Causes Of Cerebral Edema

August 24, 2023

Cerebral edema, also known as swelling in the brain, is a life-threatening condition. When the brain swells, it can set off a chain of events, and the side effects are seen throughout the body. The stress of the injury can magnify the body's response or negate it entirely and make the issue harder to treat.

Early management and treatment are crucial to improving the patient's prognosis. Learning more about the underlying conditions can help medical staff recognize the signs and symptoms sooner. Once those are treated, the edema should hopefully resolve, giving the patient a better chance at making a full recovery.

Traumatic Brain Injury

When your brain receives an injury, a few things occur. Concerning cerebral edema, the part to focus on is what's called a vasogenic response. There is something called the blood-brain barrier, which acts as a protective membrane to keep anything deemed toxic out of the brain. During a traumatic brain injury, this membrane can be disrupted, which would allow it to let more fluid and substances through, rather than filtering them out, leading to cerebral edema.

The other thing that could occur is something called cytotoxic edema. This happens when the blood-brain barrier is unaffected, but the pump that pushes sodium and potassium around the cells is disrupted instead. This can lead to prolonged fluid retention or cerebral edema.

Ischemic Stroke

An ischemic stroke occurs when a blood clot prevents adequate blood flow to the brain, which prevents oxygen and other nutrients from reaching the cells and starts to cause cell and tissue death. This results in increased fluids and swelling of the remaining tissues, which sets off a chain of events. The increased swelling causes the brain to shift, and other areas are compressed from lack of room for expansion. The compressed areas don't receive enough of a blood supply, and they can eventually suffer cell death as well. This is a good example of why early treatment is essential.

Brain Hemorrhage

A brain hemorrhage is where there is bleeding in an area of the brain. This type of bleeding can be caused by things like trauma or injury, or even uncontrolled high blood pressure. As the blood collects within in the brain, the body recognizes it as a type of foreign substance. The body then initiates an inflammatory response to help protect the brain. Tons of histamines and prostaglandins are released, and the capillaries are dilated to allow the increased flow to the area, which causes more fluids to pool, thus resulting in cerebral edema.

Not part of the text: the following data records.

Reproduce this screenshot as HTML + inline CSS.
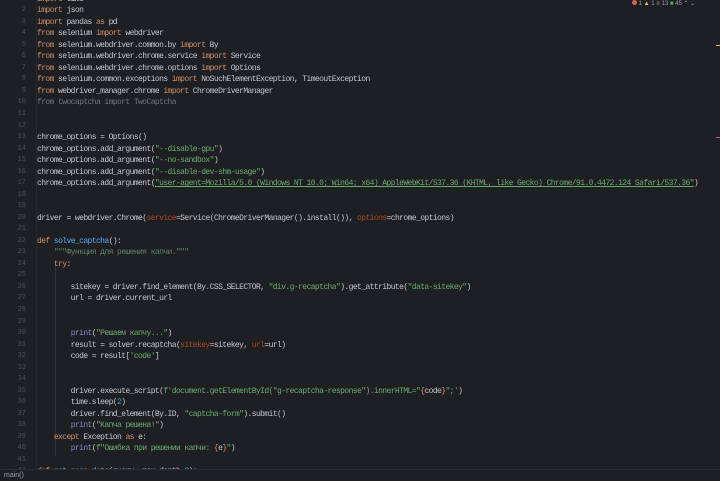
<!DOCTYPE html>
<html><head><meta charset="utf-8"><style>
html,body{margin:0;padding:0;width:720px;height:480px;overflow:hidden;background:#1e1f22;}
#ed{position:absolute;left:0;top:0;width:720px;height:480px;background:#1e1f22;font-family:"Liberation Mono","DejaVu Sans Mono","Noto Sans CJK SC",monospace;font-size:8px;letter-spacing:-0.59px;color:#c4c6cc;}
.ln{position:absolute;left:0;width:26px;text-align:right;color:#4b5059;font-size:7px;letter-spacing:0}
.c{position:absolute;left:37px;white-space:pre;}
.k{color:#cf8e6d}.s{color:#6aab73}.f{color:#56a8f5}.p{color:#aa4926}.n{color:#2aacb8}.g{color:#6f737a}.b{color:#8888c6}.d{color:#5f826b}
.u{text-decoration:underline;text-decoration-color:#6aab73}
#bar{position:absolute;left:0;top:469px;width:720px;height:11px;background:#1e1f22;border-top:1px solid #2b2d30;color:#9da0a8;font-family:"Liberation Sans",sans-serif;font-size:7px;letter-spacing:0;line-height:11px;padding-left:4px;box-sizing:border-box;}
.guide{position:absolute;width:1px;background:#2f3135;}
</style></head><body><div id="ed">
<div class="guide" style="left:55px;top:260px;height:196px"></div>
<div class="guide" style="left:36px;top:0;height:469px;background:#26282c"></div>
<div style="position:absolute;left:632px;top:0;font-family:'Liberation Sans',sans-serif;font-size:6px;letter-spacing:0;color:#9da0a8;white-space:nowrap"><span style="display:inline-block;width:5px;height:5px;border-radius:50%;background:#db5c5c"></span> 1 <span style="color:#e5c07b">▲</span> 1 <span style="color:#9da0a8">≡</span> 13 <span style="color:#5fb05f">■</span> 45 ⌃ ⌄</div>
<div style="position:absolute;left:716px;top:45px;width:4px;height:1px;background:#e5c07b"></div>
<div style="position:absolute;left:716px;top:137px;width:4px;height:1px;background:#c75c8a"></div>
<div id="code"></div>
<div id="bar">main()</div>
</div>
<script>
var L=[
'<span class="k">import</span> time',
'<span class="k">import</span> json',
'<span class="k">import</span> pandas <span class="k">as</span> pd',
'<span class="k">from</span> selenium <span class="k">import</span> webdriver',
'<span class="k">from</span> selenium.webdriver.common.by <span class="k">import</span> By',
'<span class="k">from</span> selenium.webdriver.chrome.service <span class="k">import</span> Service',
'<span class="k">from</span> selenium.webdriver.chrome.options <span class="k">import</span> Options',
'<span class="k">from</span> selenium.common.exceptions <span class="k">import</span> NoSuchElementException, TimeoutException',
'<span class="k">from</span> webdriver_manager.chrome <span class="k">import</span> ChromeDriverManager',
'<span class="g">from twocaptcha import TwoCaptcha</span>',
'','',
'chrome_options = Options()',
'chrome_options.add_argument(<span class="s">"--disable-gpu"</span>)',
'chrome_options.add_argument(<span class="s">"--no-sandbox"</span>)',
'chrome_options.add_argument(<span class="s">"--disable-dev-shm-usage"</span>)',
'chrome_options.add_argument(<span class="s u">"user-agent=Mozilla/5.0 (Windows NT 10.0; Win64; x64) AppleWebKit/537.36 (KHTML, like Gecko) Chrome/91.0.4472.124 Safari/537.36"</span>)',
'','',
'driver = webdriver.Chrome(<span class="p">service</span>=Service(ChromeDriverManager().install()), <span class="p">options</span>=chrome_options)',
'',
'<span class="k">def</span> <span class="f">solve_captcha</span>():',
'    <span class="d">"""Функция для решения капчи."""</span>',
'    <span class="k">try</span>:',
'',
'        sitekey = driver.find_element(By.CSS_SELECTOR, <span class="s">"div.g-recaptcha"</span>).get_attribute(<span class="s">"data-sitekey"</span>)',
'        url = driver.current_url',
'','',
'        <span class="b">print</span>(<span class="s">"Решаем капчу..."</span>)',
'        result = solver.recaptcha(<span class="p">sitekey</span>=sitekey, <span class="p">url</span>=url)',
'        code = result[<span class="s">\'code\'</span>]',
'','',
'        driver.execute_script(<span class="s">f\'document.getElementById("g-recaptcha-response").innerHTML="</span><span class="k">{</span>code<span class="k">}</span><span class="s">";\'</span>)',
'        time.sleep(<span class="n">2</span>)',
'        driver.find_element(By.ID, <span class="s">"captcha-form"</span>).submit()',
'        <span class="b">print</span>(<span class="s">"Капча решена!"</span>)',
'    <span class="k">except</span> Exception <span class="k">as</span> e:',
'        <span class="b">print</span>(<span class="s">f"Ошибка при решении капчи: </span><span class="k">{</span>e<span class="k">}</span><span class="s">"</span>)',
'',
'<span class="k">def</span> <span class="f">get_page_data</span>(query, max_depth=<span class="n">3</span>):'
];
var h='';
for(var i=0;i<L.length;i++){var t=(-6.3+i*11.53).toFixed(2);
h+='<div class="ln" style="top:'+t+'px;line-height:11.5px">'+(i+1)+'</div><div class="c" style="top:'+t+'px;line-height:11.5px">'+L[i]+'</div>';}
document.getElementById('code').innerHTML=h;
</script>
</body></html>
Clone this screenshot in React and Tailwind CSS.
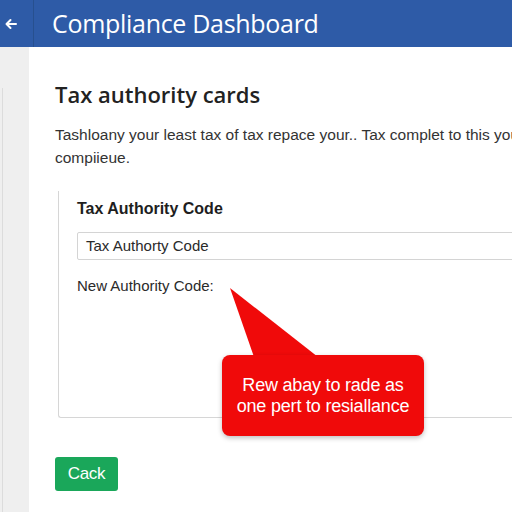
import React from 'react';

const Header = () => (
  <div className="h-[47px] bg-[#2e5ba7] flex items-stretch">
    <div className="w-[34px] shrink-0 flex items-center pl-[5px] border-r border-[#27508f]">
      <svg width="12" height="12" viewBox="0 0 12 12" fill="none" stroke="white" strokeWidth="2" strokeLinecap="round" strokeLinejoin="round">
        <path d="M11 6H1.5M5.5 2L1.5 6l4 4" />
      </svg>
    </div>
    <h1 className="pl-[18px] flex items-center text-white text-[25px] font-['Open_Sans',sans-serif] tracking-[-0.3px]">
      Compliance Dashboard
    </h1>
  </div>
);

const App = () => {
  return (
    <div className="w-[512px] h-[512px] overflow-hidden bg-white font-['Liberation_Sans',Arial,sans-serif]">
      <Header />
      <div className="flex h-[465px]">
        {/* left rail */}
        <div className="w-[29px] shrink-0 bg-[#efefef] pt-[41px]">
          <div className="ml-[2px] h-full border-l border-[#dcdcdc]" />
        </div>

        {/* main */}
        <div className="flex-1 min-w-0 pl-[26px] pt-[33px]">
          <h2 className="text-[22px] font-semibold text-[#222] font-['Open_Sans',sans-serif] leading-[28px]">
            Tax authority cards
          </h2>
          <p className="mt-[15px] text-[15.5px] leading-[23px] text-[#333] whitespace-nowrap">
            Tashloany your least tax of tax repace your.. Tax complet to this your
            <br />
            compiieue.
          </p>

          {/* card */}
          <div className="relative mt-[22px] ml-[3px] h-[227px] border-l border-b border-[#d6d6d6] rounded-bl-[3px] pl-[18px] pt-[8px]">
            <h3 className="text-[16px] font-bold text-[#1e1e1e] leading-[20px]">Tax Authority Code</h3>
            <div className="mt-[13px] h-[28px] border border-[#d4d4d4] rounded-[2px] flex items-center pl-[8px] text-[15px] text-[#2a2a2a] -mr-[20px]">
              Tax Authorty Code
            </div>
            <p className="mt-[17px] text-[15px] text-[#2a2a2a] leading-[18px]">New Authority Code:</p>

            {/* callout */}
            <div className="absolute left-[163px] top-[97px]">
              <svg width="96" height="70" viewBox="0 0 96 70" className="absolute left-0 top-0">
                <path d="M8 0 L32 69 L96 69 Z" fill="#f00a0a" />
              </svg>
            </div>
            <div className="absolute left-[163px] top-[164px] w-[202px] h-[81px] rounded-[8px] bg-[#f00a0a] shadow-[0_2px_5px_rgba(0,0,0,0.25)] flex flex-col items-center justify-center text-white text-[18px] leading-[21px] tracking-[-0.2px]">
              <span>Rew abay to rade as</span>
              <span>one pert to resiallance</span>
            </div>
          </div>

          <button className="mt-[39px] w-[63px] h-[34px] rounded-[3px] bg-[#1aa75a] text-white text-[17px] tracking-[-0.3px]">
            Cack
          </button>
        </div>
      </div>
    </div>
  );
};

export default App;
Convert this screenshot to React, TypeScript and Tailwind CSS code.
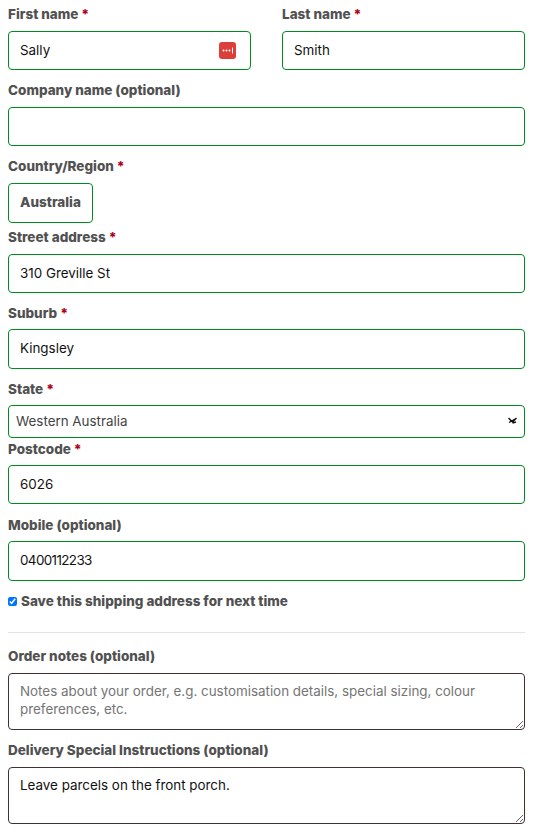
const font = "font-['Inter','Open_Sans',sans-serif]";

function Label({ text, required, low }: { text: string; required?: boolean; low?: boolean }) {
  return (
    <label className={`block h-[21.5px] text-[13.5px] font-extrabold text-[#515151] ${low ? "leading-[23.5px]" : "leading-[21.5px]"}`}>
      {text}
      {required && <span className="text-[#b00020]"> *</span>}
    </label>
  );
}

function Field({ label, required, value, low, className = "", valueClass = "pb-[2px]" }: { label: string; required?: boolean; value?: string; low?: boolean; className?: string; valueClass?: string }) {
  return (
    <div className={className}>
      <Label text={label} required={required} low={low} />
      <input
        defaultValue={value}
        className={`mt-[5.5px] block h-[39.2px] w-full rounded-[4px] border border-[#008a20] bg-white px-[11px] text-[13.4px] text-[#111] outline-none ${valueClass}`}
      />
    </div>
  );
}

function PasswordIcon() {
  return (
    <svg width="17" height="17" viewBox="0 0 17 17" className="absolute right-[15px] top-[38px]">
      <rect width="17" height="17" rx="3" fill="#dc3f39" />
      <circle cx="4.5" cy="8.5" r="1" fill="#fff" />
      <circle cx="7.5" cy="8.5" r="1" fill="#fff" />
      <circle cx="10.5" cy="8.5" r="1" fill="#fff" />
      <rect x="13" y="5.5" width="1" height="6" fill="#fff" />
    </svg>
  );
}

export default function App() {
  return (
    <form className={`${font} h-[834px] w-[533px] overflow-hidden bg-white px-[8px] pt-[4px]`}>
      <div className="flex gap-[31px]">
        <div className="relative w-[243px]">
          <Field label="First name" required value="Sally" />
          <PasswordIcon />
        </div>
        <Field label="Last name" required value="Smith" className="w-[243px]" />
      </div>
      <Field label="Company name (optional)" className="mt-[9.5px]" />

      <div className="mt-[10px]">
        <Label text="Country/Region" required />
        <div className="mt-[5.5px] flex h-[40px] w-[85px] items-center justify-center rounded-[4px] border border-[#008a20] pb-[2px] text-[13.5px] font-extrabold text-[#515151]">
          Australia
        </div>
      </div>

      <Field label="Street address" required value="310 Greville St" className="mt-[4.1px]" />
      <Field label="Suburb" required low value="Kingsley" valueClass="pb-[1px]" className="mt-[9.2px]" />

      <div className="relative mt-[9.4px]">
        <Label text="State" required low />
        <select className="mt-[5.5px] block h-[33px] w-full appearance-none rounded-[4px] border border-[#008a20] bg-white px-[7px] pb-[1px] text-[13.4px] text-[#444] outline-none">
          <option>Western Australia</option>
        </select>
        <svg width="9" height="7" viewBox="0 0 9 7" className="absolute right-[8px] top-[39px]">
          <path d="M0.5 1 L4.5 5 L8.5 1 M1 5.5 L8 1.5 M4.5 6 L8 5" stroke="#111" strokeWidth="1.4" fill="none" />
        </svg>
      </div>

      <Field label="Postcode" required low value="6026" valueClass="pb-[1px]" />
      <Field label="Mobile (optional)" low value="0400112233" valueClass="tracking-[-0.6px] h-[40px] pb-[2px]" className="mt-[9.5px]" />

      <label className="mt-[10.5px] flex h-[21px] items-center text-[13.5px] font-extrabold text-[#515151]">
        <input type="checkbox" defaultChecked className="mr-[4px] h-[9px] w-[9px] accent-[#0075ff]" />
        Save this shipping address for next time
      </label>

      <hr className="mt-[19.5px] border-[#e2e2e2]" />

      <div className="mt-[13px]">
        <Label text="Order notes (optional)" />
        <textarea
          placeholder="Notes about your order, e.g. customisation details, special sizing, colour preferences, etc."
          className="mt-[5.5px] block h-[57px] w-full rounded-[4px] border border-[#43302e] bg-white px-[11px] pt-[8px] pb-[6px] text-[13.4px] leading-[18.5px] text-[#111] outline-none placeholder:text-[#757575]"
        />
      </div>
      <div className="mt-[10px]">
        <Label text="Delivery Special Instructions (optional)" />
        <textarea
          defaultValue="Leave parcels on the front porch."
          className="mt-[5.5px] block h-[57px] w-full rounded-[4px] border border-[#43302e] bg-white px-[11px] pt-[8px] pb-[6px] text-[13.4px] leading-[18.5px] text-[#111] outline-none"
        />
      </div>
    </form>
  );
}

Infections starting anywhere in your body will end up producing an inflammatory response, which is the body's way of directing white blood cells and other types of cells into the infected area to fight off the offending pathogen. The cells damaged by the infection causing pathogen will release things like histamine and prostaglandins. In turn, this causes the local tissues to leak fluids into the surrounding areas, which is where the cerebral edema comes from. The swelling then essentially walls off the damaged or infected tissues from the healthy tissues as a way to help control the infection and prevent it from spreading.


Tumors occur mainly due to an unmoderated amount of growth. Normal cells have mechanisms in place to sense the cell wall of another cell, and they stop growing. This function is impaired with tumor cells, and they continue to grow as long as there is a nutrient source. They can even create their own source if needed. This unchecked growth causes the breakdown of various capillary junctures between cells. Fluids and plasma start to leak from these impaired junctions and enter the brain. Cerebral edema occurs, and the pressure within the skull increases.